Doing your own hair color at home is risky. There are a lot of factors to consider to get a satisfactory result. Are you using a color that is going to damage your hair? Which shade or formulation should you chose? Do you know the proper way to apply color? What happens if it interacts badly with whatever chemical processes you’ve previously had done? In the salon you’re in the caring hands of a professional who has a whole arsenal of knowledge and products to get the job done right. At home you have nothing but white-knuckle panic and Cheer laundry detergent if things go wrong, and believe me neither will help. I bring up the detergent because it reminds me of a frantic call I received from a client a couple of years ago. Her seventeen year old son, on the day of his junior prom, had decided that he would look more debonair in his tuxedo if he had darker hair. Without telling his mom, or apparently consulting anyone with good taste or sense, he bought some black hair color at the drug store and applied it covertly in his bathroom. Well, I think you can see where this story is going…and its not good. After he rinsed out the color and saw his hair, of course, he was horrified. He tried washing it six or seven times, but it was still a deep, opaque, blue-black. Billy, the pride of the baseball team, now looked like he was ready to hang out in the cemetery with the moody Goth kids. And I must say, he bore a striking resemblance to a young Johnny Cash, before the alcohol and death got him. In his panic, Billy even tried washing it a couple more times with laundry detergent before he finally showed it to his mom. That’s of course where I come into the story. After talking with his mom I told her to bring him in straight away, we had no time to waste, the prom was in a few hours. (I did, of course, take the time to make Billy sing a verse of “Walk the Line” just for funnsies). I stripped the color from his hair, re-colored it to match his natural color and he was able to make the prom on time. As he left, I told him to have a good time and to say hi to June Carter Cash for me.

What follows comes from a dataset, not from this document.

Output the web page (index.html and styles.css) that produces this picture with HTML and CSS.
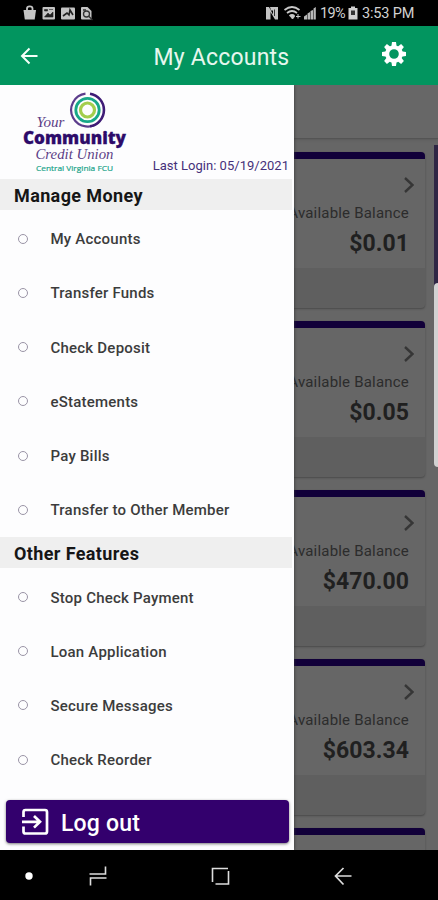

As bad as home hair coloring can be, it’s usually something I can correct in one salon visit. The thing that can take several visits or more to fix is the home haircut. This is actually where most at-home hair disasters occur. If I’ve seen one Dora the Explorer bang, I’ve seen a hundred. You have to be very skilled to be able to cut your own hair. Even hairdressers who know what they’re doing usually get a co-worker to cut their hair. If they aren’t willing to risk it, why would you? The typical error occurs when the client just makes a horizontal, right to left cut across their bangs or the sides of their hair. This almost always leaves the hair a frightful mess. The reason is that you can’t cut hair straight across like you would a sheet of paper. If you’ve noticed, we stylists pull a section of hair in one direction and snip, then pull it further over in the next direction and snip, and continue across the head in even sections. We do this because your head is round, not flat. The irony of this is that a round cut will look straight while a straight cut will look uneven. Also, your hair grows at different angles all over your head and we assess these patterns as we go along and cut accordingly. The only way you could see your whole head is with an elaborate array of multiple mirrors. So unless the county fair is in town and you happen to be in the funhouse with a pair of scissors--which by the way is frowned upon by carnival security-- this is not advisable. Nine times out of ten an at-home haircut is going to look like an at-home haircut, which brings me to another story, and this happens a lot!

There seems to be a crazy new trend in which grown women with jobs, husbands, children and responsibilities, get together with other women who have jobs, husbands, children and responsibilities and they drink a lot of wine, play bunko and end the night giving each other drunken makeovers. Sometimes this can be as tame as painting a girlfriends toenails with their daughter’s purple glitter polish. Other times it can be a little more serious, like trying out experimental depilatory creams. But occasionally things go really bad and the night results in no one getting to leave until somebody has had a home perm. The next thing you know, there is someone’s boss, employee, wife, and mother that now looks like Mrs. Roper from Three’s Company. And the next day there is a stylist, sometimes me, who is dealing with the fallout and trying to do damage control, literally and figuratively. They always say it will never happen again, but I always cringe a little inside when I hear about the next bunko party.

But women are not the only ones who have been known to wreak havoc on their hair. I’ve had more than one male client come to their appointment sheepishly smiling and showing off their self-styled Dumb and Dumber bang. Or, my personal favorite, the sideburn suicide. You know what I am talking about. Men will over-trim their sideburns until they have disappeared altogether. My professional advice to my male clients is if you are trimming your sideburns and they still are not even after the second attempt, stop and get to your stylist to do it for you. No one wants to see a man clean shaven up to his temples. It just looks weird and icky. Another problem men encounter, is the ever-difficult trimming of the neck hair. Inevitably some men will over shoot and wipe out part of their nape line. Only time can fix that.

So what have we learned here? You should feel comfortable enough with your stylist to tell them anything. Freely confess all of your sins, hair and otherwise. But most of all, remember the stylist’s chair is like a sacred confessional where you can come to seek absolution, even for the stupid stuff...like trying something at home.